Personal information
- Full name: David Edward John Townsend
- Born: 22 October 1965 (age 60) Tiverton, Devon, England
- Batting: Right-handed
- Bowling: Right-arm medium
- Relations: Gareth Townsend (brother)

Domestic team information
- 1993–2002: Devon

Career statistics
| Competition | LA |
| Matches | 1 |
| Runs scored | 29 |
| Batting average | 29.00 |
| 100s/50s | –/– |
| Top score | 29 |
| Balls bowled | – |
| Wickets | – |
| Bowling average | – |
| 5 wickets in innings | – |
| 10 wickets in match | – |
| Best bowling | – |
| Catches/stumpings | –/– |
- Source: Cricinfo, 30 December 2010

= David Townsend (Devon cricketer) =

English cricketer

David Edward John Townsend (born 26 October 1965) is a former English cricketer. Townsend was a right-handed batsman who bowled right-arm medium pace. He was born at Tiverton, Devon.

Townsend made his debut for Devon in the 1993 Minor Counties Championship against Wiltshire. From 1993 to 2002, he represented the county in 10 Championship matches, the last of which came against Oxfordshire.

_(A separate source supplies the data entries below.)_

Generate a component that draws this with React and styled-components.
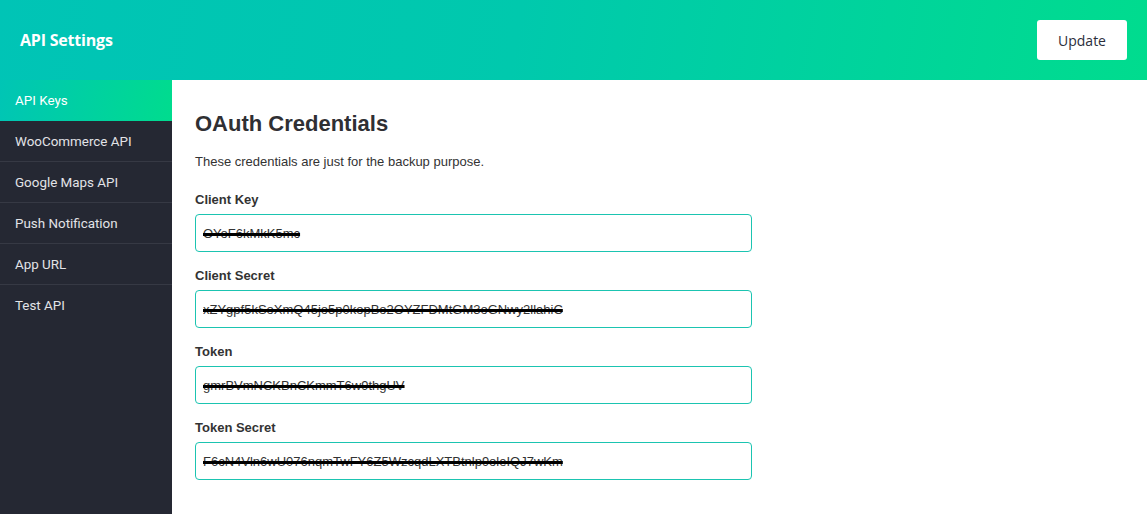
import React from 'react'
import styled, { createGlobalStyle } from 'styled-components'

const GlobalStyle = createGlobalStyle`
    * { box-sizing: border-box; }
    html, body { margin: 0; padding: 0; height: 100%; }
    body { font-family: "Liberation Sans", Arial, sans-serif; background: #fff; }
    #root { height: 100%; }
`

const Page = styled.div`
    display: flex;
    flex-direction: column;
    height: 514px;
    overflow: hidden;
`

const Header = styled.header`
    height: 80px;
    flex: none;
    display: flex;
    align-items: center;
    justify-content: space-between;
    padding: 0 20px;
    background: linear-gradient(100deg, #00c4b6 0%, #00c9ad 45%, #00dc8e 100%);
`

const Title = styled.h1`
    margin: 0;
    font-family: "Open Sans", "Noto Sans", sans-serif;
    font-size: 16px;
    font-weight: 700;
    color: #fff;
    letter-spacing: -0.2px;
`

const UpdateButton = styled.button`
    width: 90px;
    height: 40px;
    border: none;
    border-radius: 3px;
    background: #fff;
    color: #2b2e3b;
    font-family: "Open Sans", "Noto Sans", sans-serif;
    font-size: 14px;
    font-weight: 500;
    cursor: pointer;
`

const Body = styled.div`
    flex: 1;
    display: flex;
    min-height: 0;
`

const Sidebar = styled.nav`
    width: 172px;
    flex: none;
    background: #252833;
    display: flex;
    flex-direction: column;
`

const NavItem = styled.a`
    height: 41px;
    display: flex;
    align-items: center;
    padding: 0 15px;
    font-family: Roboto, "Liberation Sans", sans-serif;
    font-size: 13.4px;
    color: ${p => (p.$active ? '#fff' : '#e2e3e7')};
    text-decoration: none;
    background: ${p => (p.$active ? 'linear-gradient(100deg, #00c5b5, #00dc8e)' : 'transparent')};
    border-bottom: 1px solid ${p => (p.$divider ? '#363944' : 'transparent')};
`

const Main = styled.main`
    flex: 1;
    padding: 31px 23px 0 23px;
    color: #333;
`

const Heading = styled.h2`
    margin: 0 0 16px;
    font-size: 22px;
    line-height: 26px;
    font-weight: 700;
    color: #2f2f33;
`

const Intro = styled.p`
    margin: 0 0 20px;
    font-size: 13px;
    line-height: 18px;
    color: #333;
`

const Field = styled.div`
    width: 557px;
    margin-bottom: 15px;
`

const Label = styled.label`
    display: block;
    margin-bottom: 5px;
    font-size: 13px;
    line-height: 18px;
    font-weight: 700;
    color: #333;
`

const Input = styled.input`
    display: block;
    width: 100%;
    height: 38px;
    padding: 0 7px;
    border: 1px solid #1bc4b1;
    border-radius: 4px;
    outline: none;
    font-family: "Liberation Sans", Arial, sans-serif;
    font-size: 13px;
    color: #333;
    text-decoration: line-through;
    text-decoration-color: #000;
    text-decoration-thickness: 3px;
`

const navItems = ['API Keys', 'WooCommerce API', 'Google Maps API', 'Push Notification', 'App URL', 'Test API']

const fields = [
    { label: 'Client Key', value: 'OYoF6kMkK5mc' },
    { label: 'Client Secret', value: 'xZYgpf5kSoXmQ45jo5p0kopBo2OYZFDMtGM3oGNwy2llahiC' },
    { label: 'Token', value: 'gmrBVmNCKBnCKmmT6w9thgUV' },
    { label: 'Token Secret', value: 'F6cN4Vln6wU076nqmTwFY6Z5WzcqdLXTBtnlp9oleIQJ7wKm' },
]

export default function App() {
    return (
        <Page>
            <GlobalStyle />
            <Header>
                <Title>API Settings</Title>
                <UpdateButton>Update</UpdateButton>
            </Header>
            <Body>
                <Sidebar>
                    {navItems.map((item, i) => (
                        <NavItem
                            key={item}
                            href="#"
                            $active={i === 0}
                            $divider={i > 0 && i < navItems.length - 1}
                        >
                            {item}
                        </NavItem>
                    ))}
                </Sidebar>
                <Main>
                    <Heading>OAuth Credentials</Heading>
                    <Intro>These credentials are just for the backup purpose.</Intro>
                    {fields.map(f => (
                        <Field key={f.label}>
                            <Label>{f.label}</Label>
                            <Input type="text" defaultValue={f.value} readOnly />
                        </Field>
                    ))}
                </Main>
            </Body>
        </Page>
    )
}
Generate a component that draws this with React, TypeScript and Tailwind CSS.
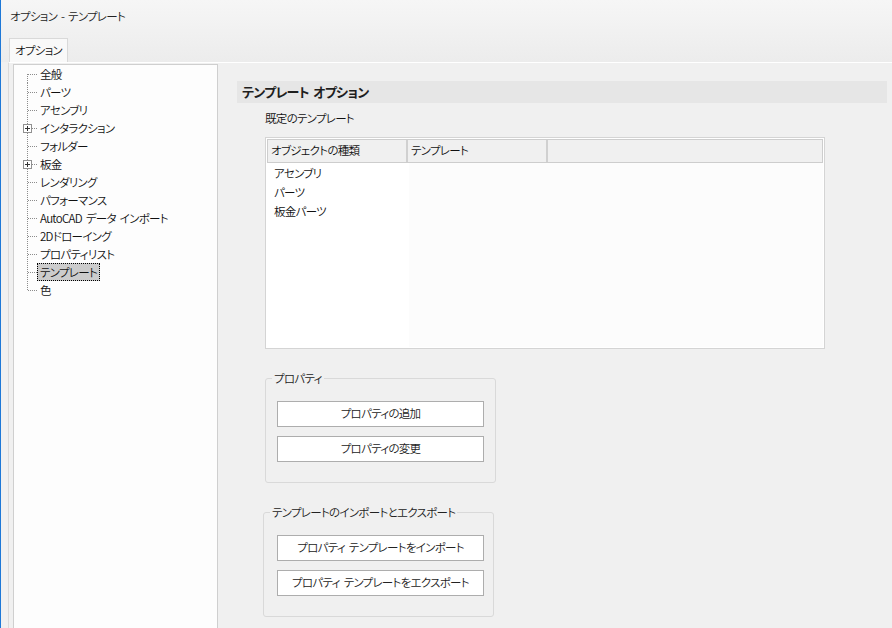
const treeItems = [
  { label: "全般" },
  { label: "パーツ" },
  { label: "アセンブリ" },
  { label: "インタラクション", plus: true },
  { label: "フォルダー" },
  { label: "板金", plus: true },
  { label: "レンダリング" },
  { label: "パフォーマンス" },
  { label: "AutoCAD データ インポート" },
  { label: "2Dドローイング" },
  { label: "プロパティリスト" },
  { label: "テンプレート", selected: true },
  { label: "色" },
];

function Connector({ first, last, plus }: { first: boolean; last: boolean; plus?: boolean }) {
  return (
    <svg width="23" height="18" className="shrink-0" shapeRendering="crispEdges">
      <line
        x1="13.5"
        y1={first ? 9 : 0}
        x2="13.5"
        y2={last ? 10 : 18}
        stroke="#8c8c8c"
        strokeDasharray="1 1"
      />
      <line x1="14" y1="9.5" x2="23" y2="9.5" stroke="#8c8c8c" strokeDasharray="1 1" />
      {plus && (
        <g>
          <rect x="9.5" y="5.5" width="8" height="8" fill="#fff" stroke="#919191" />
          <line x1="11" y1="9.5" x2="16" y2="9.5" stroke="#333" />
          <line x1="13.5" y1="7" x2="13.5" y2="12" stroke="#333" />
        </g>
      )}
    </svg>
  );
}

function Tree() {
  return (
    <div className="mt-px ml-[4px] h-[600px] w-[205px] shrink-0 border border-[#cfcfcf] bg-[#fdfdfd]">
      {treeItems.map((it, i) => (
        <div key={it.label} className="flex h-[18px] items-center">
          <Connector first={i === 0} last={i === treeItems.length - 1} plus={it.plus} />
          <span
            className={
              it.selected
                ? "border border-dotted border-black bg-[#cccccc] px-[2px] leading-[16px]"
                : "border border-transparent px-[2px] leading-[16px]"
            }
          >
            {it.label}
          </span>
        </div>
      ))}
    </div>
  );
}

function GroupBox({
  title,
  buttons,
  className,
  pad,
}: {
  title: string;
  buttons: string[];
  className: string;
  pad: string;
}) {
  return (
    <div className={"relative h-[105px] w-[231px] rounded-[3px] border border-[#d9d9d9] " + className}>
      <span className="absolute -top-[9px] left-[6px] bg-[#f0f0f0] px-[2px] leading-[16px] text-[#222]">
        {title}
      </span>
      <div className={"flex flex-col gap-[9px] pt-[22px] " + pad}>
        {buttons.map((b) => (
          <div
            key={b}
            className="flex h-[26px] w-[207px] items-center justify-center border border-[#adadad] bg-white text-[#222]"
          >
            {b}
          </div>
        ))}
      </div>
    </div>
  );
}

export default function App() {
  return (
    <div className="h-[628px] w-[892px] overflow-hidden whitespace-nowrap border-l border-[#1e78d7] bg-[#f0f0f0] font-['Noto_Sans_CJK_JP','Noto_Sans',sans-serif] text-[11.5px] font-[350] tracking-[-0.7px] text-[#111] [font-feature-settings:'palt'] [word-spacing:2px]">
      <div className="bg-gradient-to-b from-[#f6f6f6] to-[#ececec]">
        <div className="flex h-[33px] items-center pl-[9px] text-[#222]">オプション - テンプレート</div>
        <div className="flex h-[29px] items-end pl-[8px]">
          <div className="flex h-[24px] w-[59px] items-center justify-center border border-b-0 border-[#d9d9d9] bg-[#f9f9f9] text-[#111]">
            オプション
          </div>
        </div>
      </div>
      <div className="ml-[7px] flex border-t border-l border-white border-l-[#dadada]">
        <Tree />
        <div className="flex-1 pt-[18px] pl-[19px]">
          <div className="flex h-[22px] w-[650px] items-center bg-[#e6e6e6] pl-[5px] text-[13px] font-bold text-[#1e1e1e]">
            テンプレート オプション
          </div>
          <div className="mt-[7px] pl-[28px] leading-[16px]">既定のテンプレート</div>
          <div className="mt-[11px] ml-[28px] h-[212px] w-[560px] border border-[#d4d4d4] bg-white p-px">
            <div className="flex h-[24px] border border-[#cdcdcd] bg-[#f0f0f0]">
              <div className="flex w-[140px] items-center border-r-2 border-[#d0d0d0] pl-[3px]">オブジェクトの種類</div>
              <div className="flex w-[140px] items-center border-r-2 border-[#d0d0d0] pl-[3px]">テンプレート</div>
              <div className="flex-1" />
            </div>
            <div className="flex h-[184px]">
              <div className="w-[142px] pt-px">
                {["アセンブリ", "パーツ", "板金パーツ"].map((r) => (
                  <div key={r} className="flex h-[19px] items-center pl-[7px]">
                    {r}
                  </div>
                ))}
              </div>
              <div className="flex-1 bg-[#fcfcfc]" />
            </div>
          </div>
          <GroupBox
            title="プロパティ"
            buttons={["プロパティの追加", "プロパティの変更"]}
            className="mt-[29px] ml-[28px]"
            pad="pl-[11px]"
          />
          <GroupBox
            title="テンプレートのインポートとエクスポート"
            buttons={["プロパティ テンプレートをインポート", "プロパティ テンプレートをエクスポート"]}
            className="mt-[29px] ml-[26px]"
            pad="pl-[13px]"
          />
        </div>
      </div>
    </div>
  );
}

His MCCA Knockout Trophy debut for the county came against Dorset in 1993. He played one further Trophy match for Devon, which came in 2002 against Wiltshire.

He also represented Devon in a single List A match against Derbyshire in the 1993 NatWest Trophy. In this match, he scored 29 runs before being bowled by Matthew Vandrau.

His younger brother, Gareth, played first-class cricket for Somerset. He also played List A cricket for Surrey, Devon and a combined Minor Counties team.